Q: What is a “just and equitable” winding up?

A: It is a judicial remedy allowing a court to order the dissolution of a company where it is just and equitable to do so, even if the company is solvent. In deadlock cases, courts may grant this remedy where the relationship between shareholders has irretrievably broken down and the company can no longer function effectively. It is considered a remedy of last resort because it destroys the company’s going concern value.

Q: How can I protect myself from deadlock when entering a joint venture?

A: Insist on a comprehensive shareholder agreement or joint venture agreement that includes explicit deadlock resolution mechanisms, clear decision-making hierarchies, defined exit rights and procedures, and realistic valuation methodologies for buyout scenarios. Have these provisions drafted or reviewed by experienced corporate counsel before committing capital to the venture.

Q: What is the difference between a deadlock and a shareholder dispute?
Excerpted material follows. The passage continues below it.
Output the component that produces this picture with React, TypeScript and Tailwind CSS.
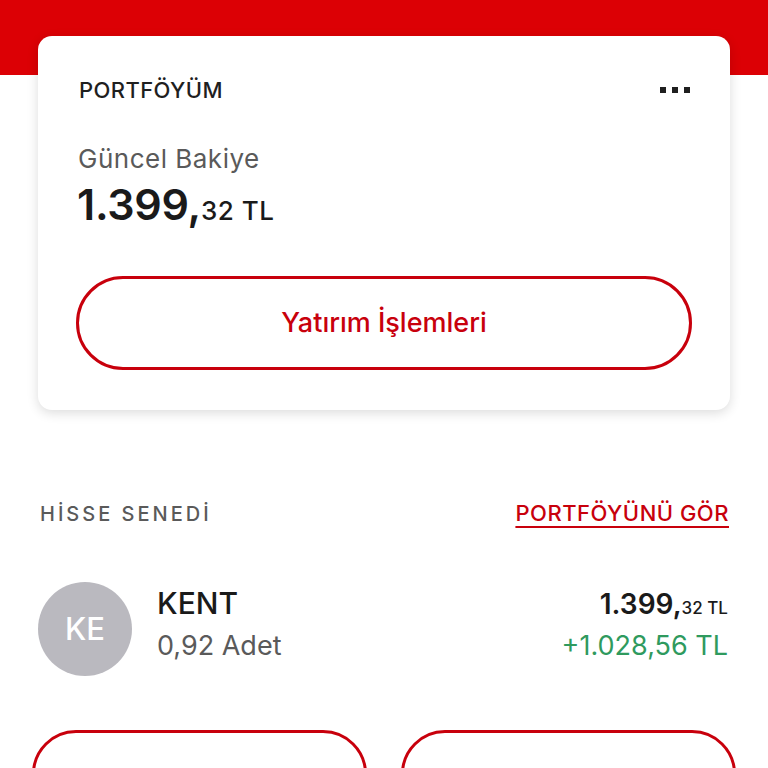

A: A shareholder dispute is any disagreement between shareholders, which may be resolved through ordinary governance procedures such as majority voting. Deadlock is a specific type of dispute where the governance structure itself prevents resolution — no decision can be made because neither party has sufficient votes to prevail and no tie-breaking mechanism exists. All deadlocks are shareholder disputes, but not all shareholder disputes constitute deadlock.

Q: How long does it typically take to resolve a shareholder deadlock?

A: The timeline depends on the complexity of the dispute and the resolution method chosen. Negotiated buyouts can be completed in weeks to a few months if both parties are willing to engage. Mediation typically takes one to three months. Arbitration proceedings generally last 12 to 24 months. Court litigation varies by jurisdiction but can extend to several years, particularly if appeals are involved. Early engagement of experienced legal counsel significantly reduces the timeline and cost of resolution.